2. Layered architecture

The architecture has three layers: a kernel layer (NTSync, io_uring, librtpi-style PI futexes, RT scheduler), a wineserver layer (gamma channel dispatcher + main loop + handler tables), and a client layer (ntdll, win32u, NT-local stubs, the spawn-main-derived scheduler hosts, audio drivers, application/PE code). Most NSPA bypasses route around the wineserver layer entirely on the common case, falling back only when the bypass envelope is exceeded.

The diagram defines the routing boundaries. Vanilla Wine routes these surfaces through wineserver, which serializes most handlers under global_lock. NSPA adds kernel-mediated and client-local bypasses that remove wineserver from the common path while preserving wineserver ownership of cross-process naming, lifecycle, and residual server-managed state.

3. Subsystem map

Each subsection here is a one-paragraph (sometimes two) sketch of the subsystem; the deep design is in a dedicated page linked at the end of each section.
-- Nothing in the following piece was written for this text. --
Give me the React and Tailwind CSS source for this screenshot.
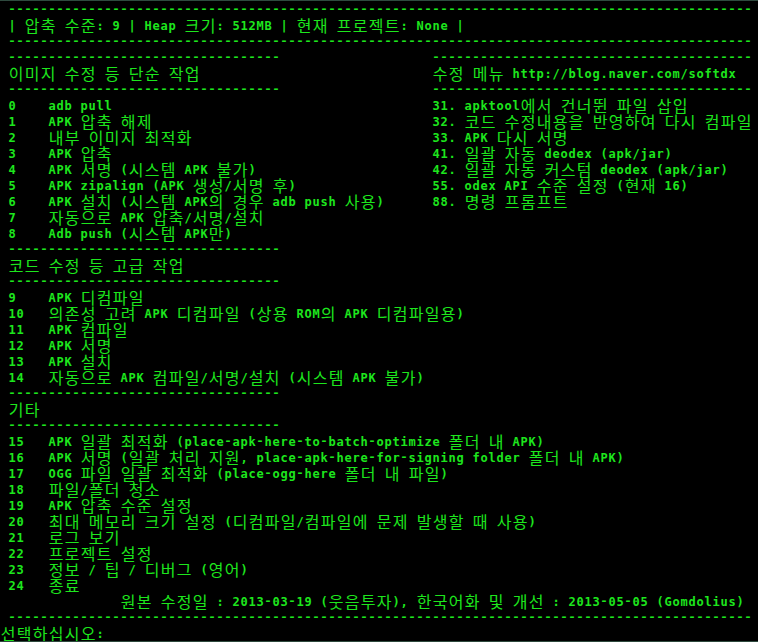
import React from 'react';

// console grid: 8px per half-width cell, 16px per row
const isWide = (ch) => ch.charCodeAt(0) >= 0x1100;

const Line = ({ text = '' }) => (
  <div className="flex h-4 whitespace-pre">
    {[...text].map((ch, i) => {
      if (ch === ' ') return <span key={i} className="w-2 shrink-0" />;
      if (ch === '-')
        return (
          <span key={i} className="w-2 shrink-0 overflow-hidden text-center font-['Liberation_Mono',monospace] font-bold text-[13.3px] leading-[17px]">
            -
          </span>
        );
      if (isWide(ch))
        return (
          <span key={i} className="w-4 shrink-0 text-center font-['Noto_Sans_CJK_KR',sans-serif] text-[16px] leading-4">
            {ch}
          </span>
        );
      return (
        <span key={i} className="w-2 shrink-0 text-center font-['DejaVu_Sans_Mono',monospace] font-bold text-[12px] leading-[18px]">
          {ch}
        </span>
      );
    })}
  </div>
);

const full = ' ' + '-'.repeat(93);
const half = ' ' + '-'.repeat(34);
const right = '-'.repeat(40);

const basic = [
  ' 0    adb pull',
  ' 1    APK 압축 해제',
  ' 2    내부 이미지 최적화',
  ' 3    APK 압축',
  ' 4    APK 서명 (시스템 APK 불가)',
  ' 5    APK zipalign (APK 생성/서명 후)',
  ' 6    APK 설치 (시스템 APK의 경우 adb push 사용)',
  ' 7    자동으로 APK 압축/서명/설치',
  ' 8    Adb push (시스템 APK만)',
];

const menu = [
  '31. apktool에서 건너뛴 파일 삽입',
  '32. 코드 수정내용을 반영하여 다시 컴파일',
  '33. APK 다시 서명',
  '41. 일괄 자동 deodex (apk/jar)',
  '42. 일괄 자동 커스텀 deodex (apk/jar)',
  '55. odex API 수준 설정 (현재 16)',
  '88. 명령 프롬프트',
];

const advanced = [
  ' 9    APK 디컴파일',
  ' 10   의존성 고려 APK 디컴파일 (상용 ROM의 APK 디컴파일용)',
  ' 11   APK 컴파일',
  ' 12   APK 서명',
  ' 13   APK 설치',
  ' 14   자동으로 APK 컴파일/서명/설치 (시스템 APK 불가)',
];

const misc = [
  ' 15   APK 일괄 최적화 (place-apk-here-to-batch-optimize 폴더 내 APK)',
  ' 16   APK 서명 (일괄 처리 지원, place-apk-here-for-signing folder 폴더 내 APK)',
  ' 17   OGG 파일 일괄 최적화 (place-ogg-here 폴더 내 파일)',
  ' 18   파일/폴더 청소',
  ' 19   APK 압축 수준 설정',
  ' 20   최대 메모리 크기 설정 (디컴파일/컴파일에 문제 발생할 때 사용)',
  ' 21   로그 보기',
  ' 22   프로젝트 설정',
  ' 23   정보 / 팁 / 디버그 (영어)',
  ' 24   종료',
];

export default function App() {
  return (
    <div className="w-[758px] h-[642px] overflow-hidden bg-black text-[#1de61d] border-t border-b border-[#2e4a3e]">
      <Line text={full} />
      <Line text=" | 압축 수준: 9 | Heap 크기: 512MB | 현재 프로젝트: None |" />
      <Line text={full} />

      <div className="flex">
        <div className="w-[432px] shrink-0">
          <Line text={half} />
          <Line text=" 이미지 수정 등 단순 작업" />
          <Line text={half} />
          {basic.map((t) => (
            <Line key={t} text={t} />
          ))}
        </div>
        <div className="flex-1">
          <Line text={right} />
          <Line text="수정 메뉴 http://blog.naver.com/softdx" />
          <Line text={right} />
          {menu.map((t) => (
            <Line key={t} text={t} />
          ))}
        </div>
      </div>

      <Line text={half} />
      <Line text=" 코드 수정 등 고급 작업" />
      <Line text={half} />
      {advanced.map((t) => (
        <Line key={t} text={t} />
      ))}

      <Line text={half} />
      <Line text=" 기타" />
      <Line text={half} />
      {misc.map((t) => (
        <Line key={t} text={t} />
      ))}

      <Line text="               원본 수정일 : 2013-03-19 (웃음투자), 한국어화 및 개선 : 2013-05-05 (Gomdolius)" />
      <Line text={full} />
      <Line text="선택하십시오:" />
    </div>
  );
}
3.1 Synchronization and priority inheritance

NSPA implements priority inheritance along four independent paths so that no Win32 sync surface is left as a priority-inversion source. CS-PI repurposes RTL_CRITICAL_SECTION::LockSemaphore as a FUTEX_LOCK_PI futex word, giving every critical section the kernel’s transitive PI chain semantics. NTSync direct routes NtWaitForSingleObject and friends through /dev/ntsync ioctls, where the kernel overlay implements priority-ordered waiter queues and per-task PI boost across mutex chains. Vendored librtpi provides pi_cond_wait for unix-side condition variables built on FUTEX_WAIT_REQUEUE_PI. Win32 condvar PI extends that up into the Win32 surface so SleepConditionVariableCS is also PI-clean.

The kernel side is where the heavy lifting happens. The ntsync.ko module sits at /dev/ntsync and implements NT sync object semantics natively in the kernel, with PI-aware mutexes, priority-ordered waiter queues, a channel transport that serves the gamma dispatcher, a thread-token return path, an aggregate-wait primitive for heterogeneous waits, and TRY_RECV2 for post-dispatch burst drain. The userspace half also includes the client-created anonymous sync path for mutexes, semaphores, and events, so the design is a kernel overlay plus a Wine-side in-process sync layer rather than “just a driver.”

All four paths are gated on NSPA_RT_PRIO. When unset, every PI code path short-circuits and Wine behaves byte-for-byte like upstream. Detail: see NTSync PI Kernel, NTSync Userspace Sync, cs-pi, condvar-pi-requeue.

3.2 Wineserver IPC

The classical Wine IPC architecture has every client thread read()/write() over a unix socket pair to the wineserver process, which dispatches under global_lock. The earlier NSPA work (Torge Matthies’s 2022 patch, forward-ported as the v1.5 line) replaced the socket round-trip with a per-thread shmem region and a futex signal, served by a pool of pthread dispatchers inside the server. That worked but had its own pile of correctness rough edges; it has been superseded by the gamma channel dispatcher.

The gamma dispatcher uses the ntsync channel object to deliver a per-process kernel-mediated request/reply queue. The client thread issues NTSYNC_IOC_CHANNEL_SEND_PI; the dispatcher receives via CHANNEL_RECV2 and replies via CHANNEL_REPLY. On current kernels it blocks in NTSYNC_IOC_AGGREGATE_WAIT over the channel plus its per-process uring eventfd and shutdown eventfd, then follows each reply with non-blocking TRY_RECV2 burst drain until the queue is empty. The dispatcher path also carries a small hot-path tuning pack: inline request / queue helpers, lighter fences, and no production allocator poison overhead. The channel object also returns a thread-token so the kernel knows which client thread sent the request, letting the server-side request path resolve the sender without a second userspace lookup. The legacy shmem-IPC path (shmem-ipc.gen.html) is historical and superseded and retained as reference material only.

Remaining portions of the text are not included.